На следующий день его предположение оправдалось. Охрана передала просьбу арестованного о встрече с кем–нибудь из чекистов.
— Со следователем мне говорить не о чем. Если он выслушает, все равно не поверит. Или против меня повернет показания. Я расскажу все. А вы решайте. Устал я здесь канать. Один как жмур. С той разницей, что дышу, — опустились плечи мужика. — Я Карпова знал недолго. Работал «дальнобойщиком» у фирмача. Возил всякую хреновину на продажу. В последний раз мотался за туалетной бумагой в Белоруссию. Привез. Как и велели. А кладовщица куда–то смоталась и товар сгрузить некуда. Мне сказали сдать бумагу Карпову, чтоб его киоски торговали. Пока созванивались, договаривались — шел дождь. Тент на машине старый, пропускал, подмочил часть товара. Когда стали разгружать, размокшую бумагу у меня не взяли. А фирмач отнес убытки на мой счет. Да и оплата за рейс мне причиталась с Карпова. Он заказывал товар. Но оплачивать мою работу отказался. Я хотел поговорить с ним, но охрана не пустила. Я звонил. Карпов бросал трубку. В бухгалтерии отвечали, что без разрешения начальника деньги не дадут.
— А с Анатолием где познакомились? — вставил Соколов свой вопрос.
— Он мой сменщик. Вместе работали. Колесили всюду вдвоем…
— Что случилось дальше? — поинтересовался Вадим.
— Деньги он нам не отдал. И мы получили тогда шиш, а не зарплату. Фирмач вывернул с нас за испорченный товар, за горючку. Мы обозлились на всех разом. Как жить? На что? А у Толика шуряк раньше в ментах был. Но его оттуда выперли и в безработных кантуется. Он и подсказал найти «крышу», чтоб сумела тряхнуть фирмача и Карпова разом.

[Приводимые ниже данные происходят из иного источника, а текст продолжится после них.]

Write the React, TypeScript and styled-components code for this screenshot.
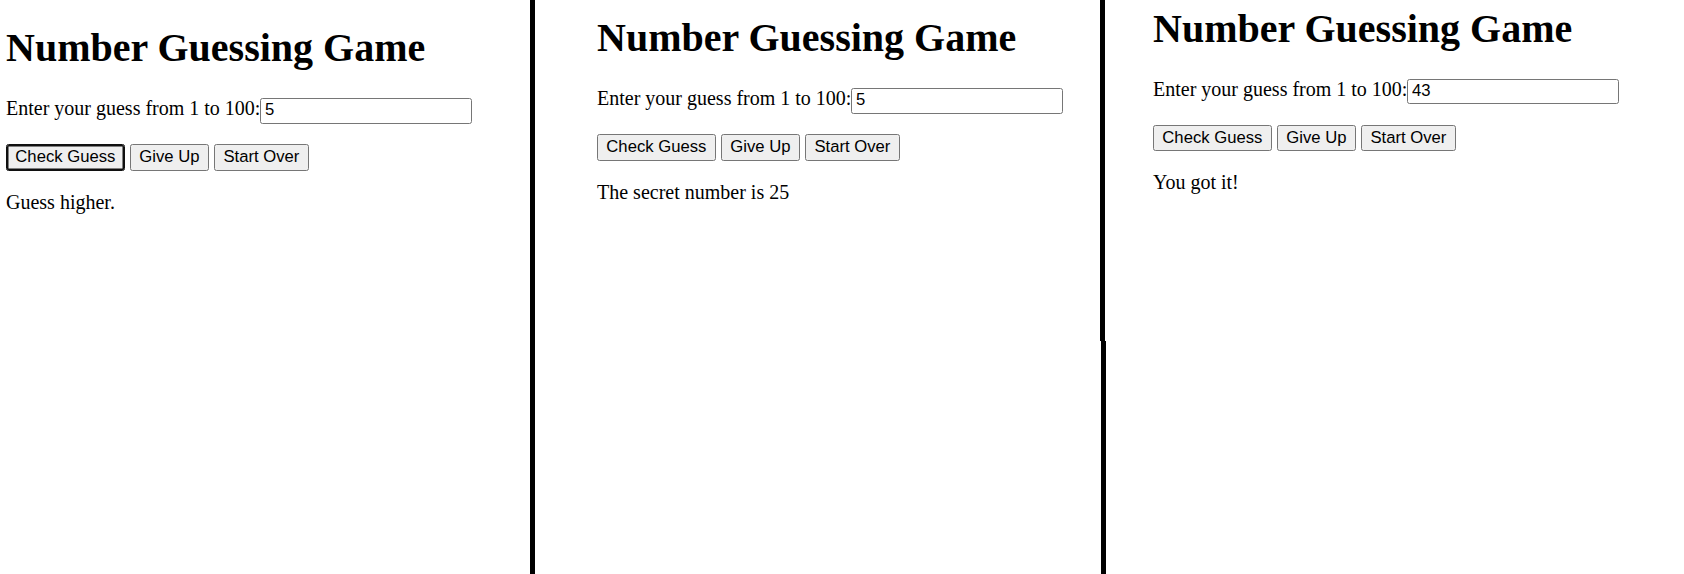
import React from "react";
import styled, { createGlobalStyle } from "styled-components";

const GlobalStyle = createGlobalStyle`
  html, body {
    margin: 0;
    padding: 0;
    background: #ffffff;
  }
  body {
    font-family: "Liberation Serif", "Times New Roman", serif;
    color: #000000;
  }
`;

const Canvas = styled.div`
  display: flex;
  width: 1684px;
  height: 574px;
  overflow: hidden;
  background: #ffffff;
`;

const Panel = styled.section<{ $width?: number; $top: number; $left: number }>`
  flex: ${(p) => (p.$width ? `0 0 ${p.$width}px` : "1 1 auto")};
  box-sizing: border-box;
  padding: ${(p) => p.$top}px 0 0 ${(p) => p.$left}px;
  display: flex;
  flex-direction: column;
  align-items: flex-start;
  min-width: 0;
`;

const Title = styled.h1`
  margin: 0 0 27.1px;
  font-family: "Liberation Serif", "Times New Roman", serif;
  font-size: 40px;
  font-weight: 700;
  line-height: 46px;
  white-space: nowrap;
`;

const GuessRow = styled.div`
  display: flex;
  align-items: baseline;
  margin-bottom: 20.6px;
`;

const Label = styled.label`
  font-size: 20px;
  line-height: 20px;
  white-space: nowrap;
`;

const GuessInput = styled.input`
  box-sizing: border-box;
  width: 211.4px;
  height: 25.4px;
  margin: 0;
  padding: 0 3.5px 1.6px;
  border: 1px solid #767676;
  border-radius: 2.5px;
  background: #ffffff;
  color: #000000;
  font-family: "Liberation Sans", Arial, sans-serif;
  font-size: 16.67px;
  outline: none;
`;

const ButtonRow = styled.div`
  display: flex;
  gap: 5.3px;
  margin-bottom: 20px;
`;

const ActionButton = styled.button<{ $focused?: boolean }>`
  box-sizing: border-box;
  height: 26.4px;
  margin: 0;
  padding: 0 8.35px;
  border: 1px solid ${(p) => (p.$focused ? "#101010" : "#767676")};
  border-radius: 2.5px;
  background: #efefef;
  color: #000000;
  font-family: "Liberation Sans", Arial, sans-serif;
  font-size: 16.67px;
  line-height: 1;
  white-space: nowrap;
  box-shadow: ${(p) => (p.$focused ? "inset 0 0 0 1.5px #101010" : "none")};
  outline: none;
`;

const Message = styled.p`
  margin: 0;
  font-size: 20px;
  line-height: 23px;
  white-space: nowrap;
`;

const Divider = styled.div`
  flex: 0 0 5px;
  background: #000000;
`;

const SplitDivider = styled.div`
  flex: 0 0 6px;
  display: flex;
  flex-direction: column;
`;

const DividerSegment = styled.div<{ $shift: number; $height?: number }>`
  width: 5px;
  margin-left: ${(p) => p.$shift}px;
  background: #000000;
  flex: ${(p) => (p.$height ? `0 0 ${p.$height}px` : "1 1 auto")};
`;

type GameShot = {
  width?: number;
  top: number;
  left: number;
  value: string;
  message: string;
  focused: boolean;
};

const shots: GameShot[] = [
  { width: 530, top: 25.2, left: 6, value: "5", message: "Guess higher.", focused: true },
  { width: 565, top: 15.2, left: 62, value: "5", message: "The secret number is 25", focused: false },
  { top: 5.7, left: 47, value: "43", message: "You got it!", focused: false },
];

function GamePanel({ shot }: { shot: GameShot }) {
  return (
    <Panel $width={shot.width} $top={shot.top} $left={shot.left}>
      <Title>Number Guessing Game</Title>
      <GuessRow>
        <Label>Enter your guess from 1 to 100:</Label>
        <GuessInput type="text" defaultValue={shot.value} />
      </GuessRow>
      <ButtonRow>
        <ActionButton $focused={shot.focused}>Check Guess</ActionButton>
        <ActionButton>Give Up</ActionButton>
        <ActionButton>Start Over</ActionButton>
      </ButtonRow>
      <Message>{shot.message}</Message>
    </Panel>
  );
}

export default function App() {
  return (
    <>
      <GlobalStyle />
      <Canvas>
        <GamePanel shot={shots[0]} />
        <Divider />
        <GamePanel shot={shots[1]} />
        <SplitDivider>
          <DividerSegment $shift={0} $height={341} />
          <DividerSegment $shift={1} />
        </SplitDivider>
        <GamePanel shot={shots[2]} />
      </Canvas>
    </>
  );
}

Но эти ребята, назвавшись крутыми, потребовали за свою работу деньги. Причем сразу. Их у нас не было. Сами не жравши жили. Когда мы предложили крутым расчет после дела, они сказали, что без аванса не работают. Мы с Толяном после них зашли в пивбар. Наскребли на пиво. Тут к нам шуряк подвалил. Он завсегда у пивбаров ошивается. Спросил, как дела. Мы стали рассказывать. Тут к этому шурину двое легавых подвалили. Бывшие кореша. Слушать стали. Мы и выложили, как есть. Они хохотать начали. Мол, крыша нужна тем, у кого своей головы на плечах нет. Или вы разучились сами морды бить? Прижучьте и за душу возьмите обоих! Теперь это сплошь и рядом. Раньше за такое брали в каталажку, нынче внимания не обращаем.
— А третий этот откуда взялся? — спросил Вадим.

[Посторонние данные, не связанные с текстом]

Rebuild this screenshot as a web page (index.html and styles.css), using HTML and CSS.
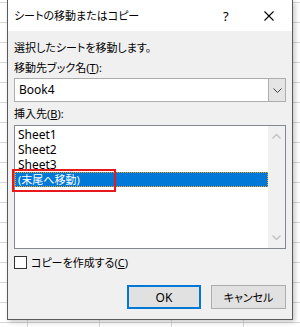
FILE: index.html
```html
<!DOCTYPE html>
<html>

<head>
  <meta charset="UTF-8" />
  <title>シートの移動またはコピー</title>
  <link rel="stylesheet" href="styles.css">
</head>

<body>
  <div class="dialog">
    <div class="titlebar">
      <span class="title">シートの移動またはコピー</span>
      <span class="help">?</span>
      <svg class="close" width="10" height="10" viewBox="0 0 10 10">
        <path d="M0.5 0.5 L9.5 9.5 M9.5 0.5 L0.5 9.5" stroke="#000" stroke-width="1.1" fill="none" />
      </svg>
    </div>
    <div class="content">
      <p class="intro">選択したシートを移動します。</p>

      <label class="field-label">移動先ブック名(<u>T</u>):</label>
      <div class="combo">
        <span class="combo-value">Book4</span>
        <span class="combo-btn">
          <svg width="9" height="5" viewBox="0 0 9 5">
            <path d="M0.5 0.5 L4.5 4.5 L8.5 0.5" stroke="#404040" stroke-width="1" fill="none" />
          </svg>
        </span>
      </div>

      <label class="field-label">挿入先(<u>B</u>):</label>
      <div class="listbox">
        <ul class="items">
          <li class="latin">Sheet1</li>
          <li class="latin">Sheet2</li>
          <li class="latin">Sheet3</li>
          <li class="selected">(末尾へ移動)</li>
        </ul>
        <div class="scrollbar">
          <svg width="9" height="5" viewBox="0 0 9 5">
            <path d="M0.5 4.5 L4.5 0.5 L8.5 4.5" stroke="#c2c2c2" stroke-width="1.4" fill="none" />
          </svg>
          <svg width="9" height="5" viewBox="0 0 9 5">
            <path d="M0.5 0.5 L4.5 4.5 L8.5 0.5" stroke="#c2c2c2" stroke-width="1.4" fill="none" />
          </svg>
        </div>
        <div class="highlight"></div>
      </div>

      <div class="check-row">
        <span class="checkbox"></span>
        <span>コピーを作成する(<u>C</u>)</span>
      </div>

      <div class="buttons">
        <button class="btn btn-default">OK</button>
        <button class="btn">キャンセル</button>
      </div>
    </div>
  </div>
</body>

</html>
```

FILE: styles.css
```css
* {
  margin: 0;
  padding: 0;
  box-sizing: border-box;
}

body {
  width: 300px;
  height: 327px;
  overflow: hidden;
  background-color: #fff;
  background-image:
    linear-gradient(to bottom, transparent 2px, #d6d6d6 2px, #d6d6d6 3px, transparent 3px),
    linear-gradient(to right, transparent 27px, #d6d6d6 27px, #d6d6d6 28px, transparent 28px);
  background-size: 100% 20px, 72px 100%;
  font-family: "Noto Sans", "Noto Sans CJK JP", sans-serif;
  font-size: 11px;
  font-feature-settings: "palt";
  color: #000;
}

.dialog {
  margin-left: 7px;
  width: 286px;
  height: 320px;
  background: #f0f0f0;
  border: 1px solid #5a5a5a;
  border-top: none;
  box-shadow: 2px 2px 5px rgba(0, 0, 0, 0.22);
}

/* title bar */
.titlebar {
  height: 31px;
  background: #fff;
  display: flex;
  align-items: center;
  padding-left: 6px;
}

.title {
  flex: 1;
  line-height: 15px;
}

.help {
  width: 12px;
  margin-right: 29px;
  font-size: 13px;
}

.close {
  margin-right: 18px;
}

/* body */
.content {
  padding: 9px 6px 0 6px;
}

.intro {
  line-height: 15px;
}

.field-label {
  display: block;
  line-height: 15px;
  margin-top: 5px;
}

u {
  text-underline-offset: 1px;
}

.combo {
  display: flex;
  height: 24px;
  margin-top: 3px;
  background: #fff;
  border: 1px solid #adadad;
}

.combo-value {
  flex: 1;
  padding-left: 4px;
  font-size: 12px;
  line-height: 22px;
}

.combo-btn {
  width: 17px;
  background: #e5e5e5;
  border-left: 1px solid #adadad;
  display: flex;
  align-items: center;
  justify-content: center;
}

.combo + .field-label {
  margin-top: 4px;
}

.listbox {
  position: relative;
  display: flex;
  height: 124px;
  margin-top: 4px;
  background: #fff;
  border: 1px solid #828790;
}

.items {
  flex: 1;
  list-style: none;
  padding-top: 1px;
}

.items li {
  height: 15px;
  line-height: 15px;
  padding-left: 3px;
}

.items li.latin {
  font-size: 12px;
}

.items li.selected {
  background: #0078d7;
  color: #fff;
  border: 1px dotted #f7a11a;
  padding-left: 2px;
  line-height: 13px;
}

.scrollbar {
  width: 17px;
  background: #f0f0f0;
  display: flex;
  flex-direction: column;
  justify-content: space-between;
  align-items: center;
  padding: 8px 0 8px 0;
}

/* red annotation box over the selected item */
.highlight {
  position: absolute;
  left: -3px;
  top: 43px;
  width: 104px;
  height: 23px;
  border: 2px solid #e8191c;
}

.check-row {
  display: flex;
  align-items: center;
  gap: 4px;
  height: 15px;
  margin-top: 6px;
  line-height: 15px;
}

.checkbox {
  width: 13px;
  height: 13px;
  background: #fff;
  border: 1px solid #333;
}

.buttons {
  display: flex;
  justify-content: flex-end;
  gap: 10px;
  margin-top: 15px;
}

.btn {
  width: 75px;
  height: 24px;
  background: #e1e1e1;
  border: 1px solid #adadad;
  font-family: inherit;
  font-size: 11px;
  font-feature-settings: "palt";
  color: #000;
}

.btn-default {
  width: 74px;
  font-size: 12px;
  border: 2px solid #0078d7;
}
```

— Шуряк Толика… Он сам захотел нам помочь тряхнуть Карпова. Решил за нас вступиться. Да и менты пообещали глаза закрыть на все. Посоветовали оттыздить без свидетелей. Мы охотились за фирмачом. Но он, сволочь, смотался на Украину за вином и никак не возвращался. Неделю его пасли. И тогда решили ловить Карпова.